## Goal
Working from the top of the listing below, retype each line through the line containing "const check = ()", both included, with no pictures.

## Source excerpt
=======
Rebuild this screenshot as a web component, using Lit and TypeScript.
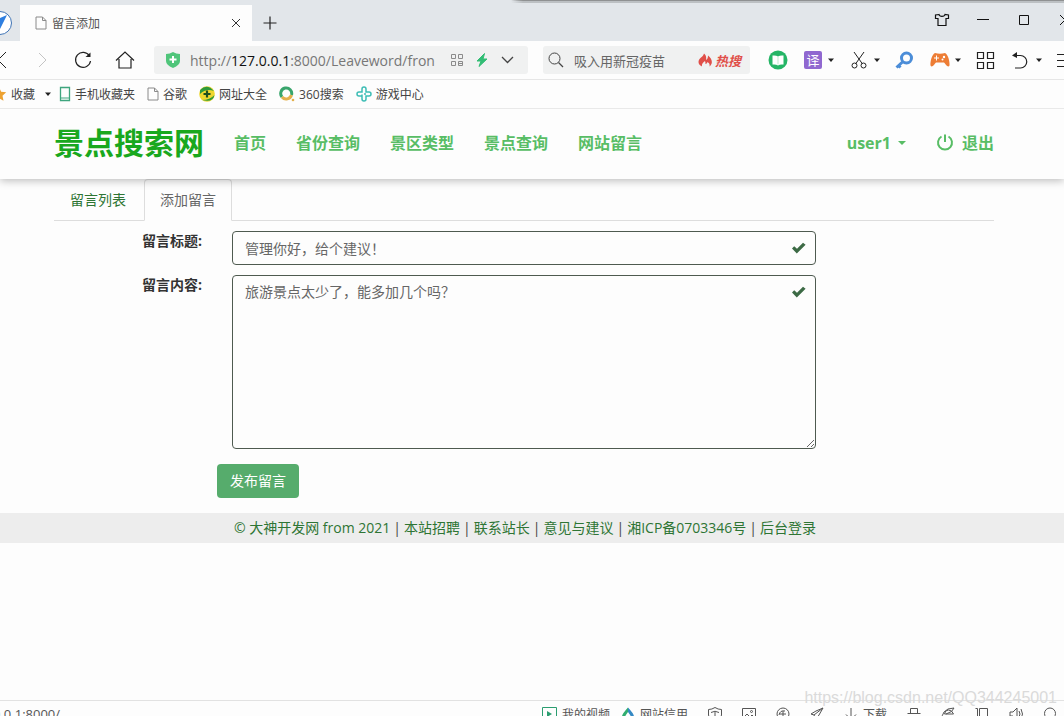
import { LitElement, html, svg, css, TemplateResult } from "lit";
import { customElement, state } from "lit/decorators.js";

const icon = (w: number, h: number, body: unknown): TemplateResult =>
  html`<svg width=${w} height=${h} viewBox="0 0 ${w} ${h}" fill="none" stroke="currentColor" aria-hidden="true">${body}</svg>`;

const page = () => icon(12, 14, svg`<path d="M1 1h6.500L11 4.500V13H1zM7.500 1v3.500H11" stroke="#8a8a8a"/>`);
const caret = () => html`<svg width="6" height="4" viewBox="0 0 6 4" aria-hidden="true"><path d="M0 0.500h6L3 4z" fill="#222"/></svg>`;
const check = () => html`<svg class="check" width="16" height="12" viewBox="0 0 16 12" aria-hidden="true"><path d="M1 6.500L3.200 4.300 6 6.800 12 0.800l2.600 2L5.800 11.500z" fill="#3c6a45"/></svg>`;

@customElement("browser-chrome")
export class BrowserChrome extends LitElement {
  static styles = css`
    :host { display: block; color: #444; font-size: 12px; }
    * { box-sizing: border-box; }
    svg { display: block; flex: none; }
    button { border: 0; background: none; padding: 0; margin: 0; font: inherit; color: inherit; display: flex; align-items: center; justify-content: center; flex: none; }
    .strip { display: flex; height: 41px; padding-top: 5px; overflow: hidden;
      background: linear-gradient(90deg, transparent, #8f9192 12px) right top / 52% 1px no-repeat,
        linear-gradient(90deg, transparent, #bcc0c3 12px) right top / 52% 3px no-repeat, #e2e6ea; }
    .logo { margin-left: -13px; }
    .tab { display: flex; align-items: center; gap: 5px; width: 232px; margin-left: 7px; padding: 0 10px 0 15px; background: #fdfdfd; }
    .title { flex: 1; color: #555; }
    .plus { width: 36px; color: #222; }
    .window { display: flex; margin-left: auto; margin-right: -21px; height: 30px; color: #111; }
    .window button { width: 41px; }
    .bar { display: flex; align-items: center; height: 39px; overflow: hidden; background: #fdfdfd; border-bottom: 1px solid #e6e6e6; }
    .nav { display: flex; margin-left: -22px; }
    .nav button { width: 42px; }
    .box { display: flex; align-items: center; height: 28px; border-radius: 3px; background: #f0f1f1; }
    .address { flex: 1; min-width: 0; margin-left: 8px; padding: 0 14px 0 11px; gap: 9px; }
    .url { flex: 1; min-width: 0; overflow: hidden; white-space: nowrap; font-size: 14px; color: #777; }
    .host { color: #111; }
    .actions { display: flex; align-items: center; gap: 13px; }
    .search { width: 207px; margin-left: 15px; padding: 0 9px 0 5px; gap: 10px; }
    .search input { flex: 1; min-width: 0; border: 0; padding: 0; background: none; outline: 0; font: inherit; font-size: 13px; color: #666; }
    .hot { display: flex; align-items: center; gap: 2px; font-size: 13px; font-weight: 700; font-style: italic; color: #e04f49; text-decoration: none; }
    .tools { display: flex; gap: 15px; margin: 0 -9px 0 18px; color: #222; }
    .tools button { gap: 5px; }
    .tools button:last-child { margin-left: -4px; }
    .translate { width: 18px; height: 18px; margin: 0 1px; border-radius: 2px; background: #9068d0; color: #fff; font-size: 13px; line-height: 18px; text-align: center; }
    .marks { display: flex; align-items: center; gap: 12px; height: 29px; overflow: hidden; background: #fdfdfd; border-bottom: 1px solid #e9e9e9; }
    .marks a { display: flex; align-items: center; gap: 4px; color: inherit; text-decoration: none; white-space: nowrap; }
    .fav { display: flex; align-items: center; gap: 4px; margin-left: -9px; }
    .fav svg:last-child { margin-left: 6px; }
    .marks a:first-of-type { margin-left: -4px; }
  `;

  private tool(label: string, glyph: unknown, menu = false) {
    return html`<button aria-label=${label}>${glyph}${menu ? caret() : ""}</button>`;
  }

  render() {
    return html`
      <div class="strip">
        <button class="logo" aria-label="浏览器">${icon(26, 26, svg`<circle cx="13" cy="13" r="11.500" fill="#fff" stroke="#3f74b5"/><path d="M20 5L4 12l6 2 2 7z" fill="#2f7fe0" stroke="none"/>`)}</button>
        <div class="tab">${page()}<span class="title">留言添加</span>
          <button aria-label="关闭标签">${icon(12, 12, svg`<path d="M2 2l8 8M10 2l-8 8" stroke="#333"/>`)}</button>
        </div>
        <button class="plus" aria-label="新标签">${icon(14, 14, svg`<path d="M7 0.500v13M0.500 7h13" stroke-width="1.200"/>`)}</button>
        <div class="window">
          <button aria-label="皮肤">${icon(16, 14, svg`<path d="M5 1.500L1.500 2v3.500H4v7h8v-7h2.500V2L11 1.500C10.500 4 5.500 4 5 1.500z" stroke-width="1.200"/>`)}</button>
          <button aria-label="最小化">${icon(12, 12, svg`<path d="M0 5.500h12"/>`)}</button>
          <button aria-label="最大化">${icon(12, 12, svg`<path d="M1.500 1.500h9v9h-9z"/>`)}</button>
          <button aria-label="关闭">${icon(12, 12, svg`<path d="M1 1l10 10M11 1L1 11"/>`)}</button>
        </div>
      </div>
      <div class="bar">
        <div class="nav">
          <button aria-label="后退">${icon(16, 18, svg`<path d="M15 1L7 9l8 8" stroke="#222"/>`)}</button>
          <button aria-label="前进">${icon(12, 18, svg`<path d="M4 2l7 7-7 7" stroke="#c4c4c4"/>`)}</button>
          <button aria-label="刷新">${icon(18, 18, svg`<path d="M15.500 5A7.500 7.500 0 1 0 16.500 10" stroke="#222" stroke-width="1.200"/><path d="M16.500 1.500v4.500h-5z" fill="#222" stroke="none"/>`)}</button>
          <button aria-label="主页">${icon(20, 18, svg`<path d="M1 9.500L10 1l9 8.500M4 8v9h12V8" stroke="#222" stroke-width="1.200"/>`)}</button>
        </div>
        <div class="box address">
          ${icon(16, 18, svg`<path d="M1 3Q5 3 8 1q3 2 7 2v7q0 4-7 7-7-3-7-7z" fill="#4fc57a" stroke="none"/><path d="M8 5v7M4.500 8.500h7" stroke="#fff" stroke-width="2"/>`)}
          <span class="url">http://<span class="host">127.0.0.1</span>:8000/Leaveword/fron</span>
          <div class="actions">
            ${icon(12, 12, svg`<path d="M0.500 0.500h4v4h-4zM7.500 0.500h4v4h-4zM0.500 7.500h4v4h-4zM7.500 7.500h4v4h-4zM7 9.500h5" stroke="#8b8b8b"/>`)}
            ${icon(12, 14, svg`<path d="M8.500 0.500L1 8h4L3 13.500 11 6H7z" fill="#32bd75" stroke="#32bd75" stroke-linejoin="round"/>`)}
            <button aria-label="展开">${icon(13, 8, svg`<path d="M1 1l5.500 5.500L12 1" stroke="#444" stroke-width="1.300"/>`)}</button>
          </div>
        </div>
        <label class="box search">
          ${icon(16, 16, svg`<circle cx="6.500" cy="6.500" r="5.500"/><path d="M10.500 10.500L15 15" stroke-width="1.200"/>`)}
          <input aria-label="搜索" value="吸入用新冠疫苗" />
          <a class="hot" href="#">${icon(15, 14, svg`<path d="M4 13.500C-1 11 0 7 3 4.500 5 3 5.500 2 6 0.500c2 1.500 2.500 3.500 2 6.500 1.500-1 2-2.500 2-4.500 4 3 5.500 8 1.500 11 .5-2.500-.5-3.500-2-4.500-.5 1.500-1.500 2-2 2 0-1 0-2-.5-3-2 1.500-3.500 3-3 5.500z" fill="#e04f49" stroke="none"/>`)}热搜</a>
        </label>
        <div class="tools">
          ${this.tool("阅读", icon(20, 20, svg`<circle cx="10" cy="10" r="9.500" fill="#25b566" stroke="none"/><path d="M4.500 5.500Q8 5 10 6.500 12 5 15.500 5.500v9Q12 14 10 15.500 8 14 4.500 14.500z" fill="#fff" stroke="none"/><path d="M10 6.500v8" stroke="#bfe9cf"/>`))}
          ${this.tool("翻译", html`<span class="translate">译</span>`, true)}
          ${this.tool("截图", icon(20, 20, svg`<path d="M5 2l8.500 12M15 2L6.500 14"/><circle cx="5.500" cy="15.500" r="2.500"/><circle cx="14.500" cy="15.500" r="2.500"/>`), true)}
          ${this.tool("密码", icon(20, 20, svg`<circle cx="11.500" cy="8" r="5" stroke="#4b8dd8" stroke-width="3"/><path d="M8 11.500L1.500 17.500M3.500 15.500l2 2" stroke="#4b8dd8" stroke-width="3"/>`))}
          ${this.tool("游戏", icon(20, 20, svg`<path d="M5 3q5 1.500 10 0c3 1 5 9 4.500 12.500-1.500 3-4-1.500-5.500-3H6c-1.500 1.500-4 6-5.500 3C0 12 2 4 5 3z" fill="#ed7d35" stroke="none"/><path d="M6.500 5.500v5M4 8h5" stroke="#fff"/><circle cx="14" cy="7" r="1.200" fill="#fff" stroke="none"/><circle cx="12.500" cy="9.500" r="1" fill="#fff" stroke="none"/>`), true)}
          ${this.tool("应用", icon(20, 20, svg`<path d="M1.500 2.500h6v6h-6zM11.500 2.500h6v6h-6zM1.500 12.500h6v6h-6zM11.500 12.500h6v6h-6z" stroke-width="1.200"/>`))}
          ${this.tool("撤销", icon(20, 20, svg`<path d="M3 5.500h6.500a6 6 0 0 1 0 12.500H4" stroke-width="1.200"/><path d="M1 5.500L6 2v6z" fill="currentColor" stroke="none"/>`), true)}
          ${this.tool("菜单", icon(20, 20, svg`<path d="M4 4.500h16M4 10.500h16M4 16.500h16" stroke-width="1.200"/>`))}
        </div>
      </div>
      <div class="marks">
        <button class="fav">${icon(16, 16, svg`<path d="M8 1l2.200 4.700 5 .6-3.700 3.400 1 5L8 12.200 3.500 14.700l1-5L.8 6.300l5-.6z" fill="#eda232" stroke="none"/>`)}收藏${caret()}</button>
        <a href="#">${icon(12, 16, svg`<path d="M1.500 1.500h9v13h-9z" stroke="#3fa57e" stroke-width="1.300"/><path d="M1.500 12h9" stroke="#3fa57e"/>`)}手机收藏夹</a>
        <a href="#">${page()}谷歌</a>
        <a href="#">${icon(16, 16, svg`<circle cx="8" cy="8" r="7.800" fill="#efd72e" stroke="none"/><path d="M1 4Q8-3 15 5q-8-3-14 3zM15.500 9Q14 17 3 14q8 0 12.500-5z" fill="#2f9a3b" stroke="none"/><path d="M8 4.500v7M4.500 8h7" stroke="#1d4f1d" stroke-width="2.200"/>`)}网址大全</a>
        <a href="#">${icon(16, 16, svg`<path d="M3 11A5.500 5.500 0 1 1 12.500 9" stroke="#39a56c" stroke-width="3"/><path d="M12.500 9A5.500 5.500 0 0 1 3 11" stroke="#e3b04c" stroke-width="3"/><circle cx="14" cy="14" r="1.300" fill="#e3b04c" stroke="none"/>`)}360搜索</a>
        <a href="#">${icon(16, 16, svg`<path d="M6 10H3a2 2 0 0 1 0-4h3V3a2 2 0 0 1 4 0v3h3a2 2 0 0 1 0 4h-3v3a2 2 0 0 1-4 0V8.500M8 8h2" stroke="#3dbdb5" stroke-width="1.500"/>`)}游戏中心</a>
      </div>`;
  }
}

@customElement("site-page")
export class SitePage extends LitElement {
  @state() private heading = "管理你好，给个建议！";
  @state() private content = "旅游景点太少了，能多加几个吗？";

  static styles = css`
    :host { display: block; font-size: 14px; line-height: 20px; color: #333; background: #fdfdfd; }
    * { box-sizing: border-box; }
    .container { max-width: 970px; margin: 0 auto; padding: 0 15px; }
    header { position: relative; z-index: 1; padding-right: 16px; background: #fdfdfd; box-shadow: 0 2px 8px rgba(0, 0, 0, 0.25); }
    header .container { display: flex; align-items: center; gap: 30px; height: 70px; padding-bottom: 3px; font-size: 16px; font-weight: 700; }
    header a { display: flex; align-items: center; color: #58bd65; text-decoration: none; white-space: nowrap; }
    .brand { font-size: 30px; color: #19a81e; }
    .user { margin-left: auto; gap: 7px; }
    .exit { gap: 8px; }
    main { padding-right: 16px; }
    .tabs { display: flex; gap: 2px; border-bottom: 1px solid #ddd; }
    .tabs a { padding: 10px 15px; margin-bottom: -1px; border: 1px solid transparent; border-radius: 4px 4px 0 0; color: #2e7534; text-decoration: none; }
    .tabs .active { color: #666; background: #fdfdfd; border-color: #ddd #ddd #fdfdfd; }
    .form { display: grid; grid-template-columns: 148px minmax(0, 584px); gap: 10px 30px; padding-top: 10px; }
    .label { font-weight: 700; text-align: right; }
    .field { position: relative; display: flex; }
    .control { width: 100%; margin: 0; padding: 6px 12px; border: 1px solid #4e5a50; border-radius: 4px; background: #fdfdfd; outline: 0; color: #666;
      font: inherit; }
    input.control { height: 34px; }
    textarea.control { height: 174px; resize: vertical; }
    .check { position: absolute; right: 9px; top: 11px; }
    .submit { margin: 15px 0 15px 163px; height: 34px; padding: 0 13px; border: 0; border-radius: 4px; background: #56ac6c; color: #fff; font: inherit; display: block; }
    footer { display: flex; justify-content: center; gap: 3px; padding: 5px 14px 5px 0; background: #ededed; color: #444; }
    footer a { color: #2e7534; text-decoration: none; }
  `;

  render() {
    const links = ["© 大神开发网 from 2021", "本站招聘", "联系站长", "意见与建议", "湘ICP备0703346号", "后台登录"];
    return html`
      <header><nav class="container">
        <a class="brand" href="#">景点搜索网</a>
        ${["首页", "省份查询", "景区类型", "景点查询", "网站留言"].map((t) => html`<a href="#">${t}</a>`)}
        <a class="user" href="#">user1 <svg width="8" height="4" viewBox="0 0 8 4"><path d="M0 0h8L4 4z" fill="currentColor"/></svg></a>
        <a class="exit" href="#">${icon(18, 18, svg`<path d="M5.500 2.500a7 7 0 1 0 7 0M9 0.500v7.500" stroke-width="2"/>`)}退出</a>
      </nav></header>
      <main><div class="container">
        <nav class="tabs"><a href="#">留言列表</a><a class="active" href="#">添加留言</a></nav>
        <form @submit=${(e: Event) => e.preventDefault()}>
          <div class="form">
            <label class="label" for="heading">留言标题:</label>
            <div class="field"><input class="control" id="heading" .value=${this.heading} @input=${(e: Event) => (this.heading = (e.target as HTMLInputElement).value)} />${check()}</div>
            <label class="label" for="content">留言内容:</label>
            <div class="field"><textarea class="control" id="content" rows="8" .value=${this.content} @input=${(e: Event) => (this.content = (e.target as HTMLTextAreaElement).value)}></textarea>${check()}</div>
          </div>
          <button class="submit">发布留言</button>
        </form>
      </div></main>
      <footer>${links.map((t, i) => html`${i ? html`<span>|</span>` : ""}<a href="#">${t}</a>`)}</footer>`;
  }
}

@customElement("status-bar")
export class StatusBar extends LitElement {
  static styles = css`
    :host { display: block; overflow: hidden; border-top: 1px solid #e2e2e2; background: #fdfdfd; font-size: 12px; color: #555; }
    .row { display: flex; align-items: center; height: 26px; margin: 0 7px 0 -7px; white-space: nowrap; }
    svg { display: block; flex: none; }
    .link { font-size: 13px; }
    .items { display: flex; align-items: center; gap: 20px; margin-left: auto; }
    button { display: flex; align-items: center; gap: 5px; border: 0; padding: 0; background: none; font: inherit; color: inherit; }
    .site { margin-left: -9px; }
  `;

  render() {
    const glyphs = [
      svg`<path d="M7 0.500Q10 2.500 13.500 2.500V8Q13 12 7 13.500 1 12 0.500 8V2.500Q4 2.500 7 0.500zM3 5.500Q7 3 11 5.500M7 5v5"/>`,
      svg`<path d="M0.500 1.500h13v11H0.500zM1 11l4-4 3 3 2-2 3 3"/><circle cx="9.500" cy="4.500" r="1"/>`,
      svg`<circle cx="7" cy="7" r="6"/><path d="M3 8q1-5 6-4M7 4v6M4 7h6"/>`,
      svg`<path d="M13 1L6 4 1 7l3 1 2 4 3-4zM13 1L4 8"/>`,
    ];
    const tail = [
      svg`<path d="M3.500 6V1.500h7V6M0.500 6.500h13M2.500 9v4h9V9"/>`,
      svg`<path d="M12.500 7H3.500q.5-4 4-4t5 4M2 12Q0 9 3 5t10-4q-1 4-8 6"/>`,
      svg`<path d="M0.500 1.500h2v10M4.500 1.500h8v11h-8z"/>`,
      svg`<path d="M1 5h3l4-4v12L4 9H1zM10 4q2 3 0 6M12 2q3 5 0 10"/>`,
      svg`<circle cx="7" cy="6.500" r="5.500"/><path d="M11 10.500l3 3"/>`,
    ];
    return html`<div class="row">
      <span class="link">0.0.1:8000/</span>
      <div class="items">
        <button>${icon(15, 14, svg`<path d="M0.500 0.500h14v13H0.500z" stroke="#2b9d70"/><path d="M5 4l5 3-5 3z" fill="#2b9d70" stroke="none"/>`)}我的视频</button>
        <button class="site">${icon(14, 14, svg`<path d="M7 0.500Q1 7 1 9.500q1 4 6 4v-3q-2 0-2.500-2L7 5z" fill="#31ad70" stroke="none"/><path d="M7 0.500q6 6.500 6 9-1 4-6 4v-3q2 0 2.500-2L7 5z" fill="#3589c4" stroke="none"/>`)}网站信用</button>
        ${glyphs.map((g) => html`<button>${icon(14, 14, g)}</button>`)}
        <button>${icon(14, 14, svg`<path d="M7 1v11M2 7.500l5 5 5-5"/>`)}下载</button>
        ${tail.map((g) => html`<button>${icon(14, 14, g)}</button>`)}
      </div>
    </div>`;
  }
}

@customElement("app-root")
export class AppRoot extends LitElement {
  static styles = css`
    :host { position: relative; display: flex; flex-direction: column; height: 100vh; overflow: hidden; background: #fdfdfd;
      font-family: "Open Sans", "Noto Sans CJK SC", sans-serif; }
    browser-chrome { flex: none; }
    site-page { flex: 1; min-height: 0; overflow: hidden; }
    status-bar { flex: 0 0 15px; }
    .mark { position: absolute; right: 7px; bottom: 8px; font: 16px/20px "Liberation Sans", sans-serif; color: #dadada; pointer-events: none; }
  `;

  render() {
    return html`<browser-chrome></browser-chrome><site-page></site-page><status-bar></status-bar>
      <span class="mark">https://blog.csdn.net/QQ344245001</span>`;
  }
}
=======
## Exercise result
Rebuild this screenshot as a web component, using Lit and TypeScript.
import { LitElement, html, svg, css, TemplateResult } from "lit";
import { customElement, state } from "lit/decorators.js";

const icon = (w: number, h: number, body: unknown): TemplateResult =>
  html`<svg width=${w} height=${h} viewBox="0 0 ${w} ${h}" fill="none" stroke="currentColor" aria-hidden="true">${body}</svg>`;

const page = () => icon(12, 14, svg`<path d="M1 1h6.500L11 4.500V13H1zM7.500 1v3.500H11" stroke="#8a8a8a"/>`);
const caret = () => html`<svg width="6" height="4" viewBox="0 0 6 4" aria-hidden="true"><path d="M0 0.500h6L3 4z" fill="#222"/></svg>`;
const check = () => html`<svg class="check" width="16" height="12" viewBox="0 0 16 12" aria-hidden="true"><path d="M1 6.500L3.200 4.300 6 6.800 12 0.800l2.600 2L5.800 11.500z" fill="#3c6a45"/></svg>`;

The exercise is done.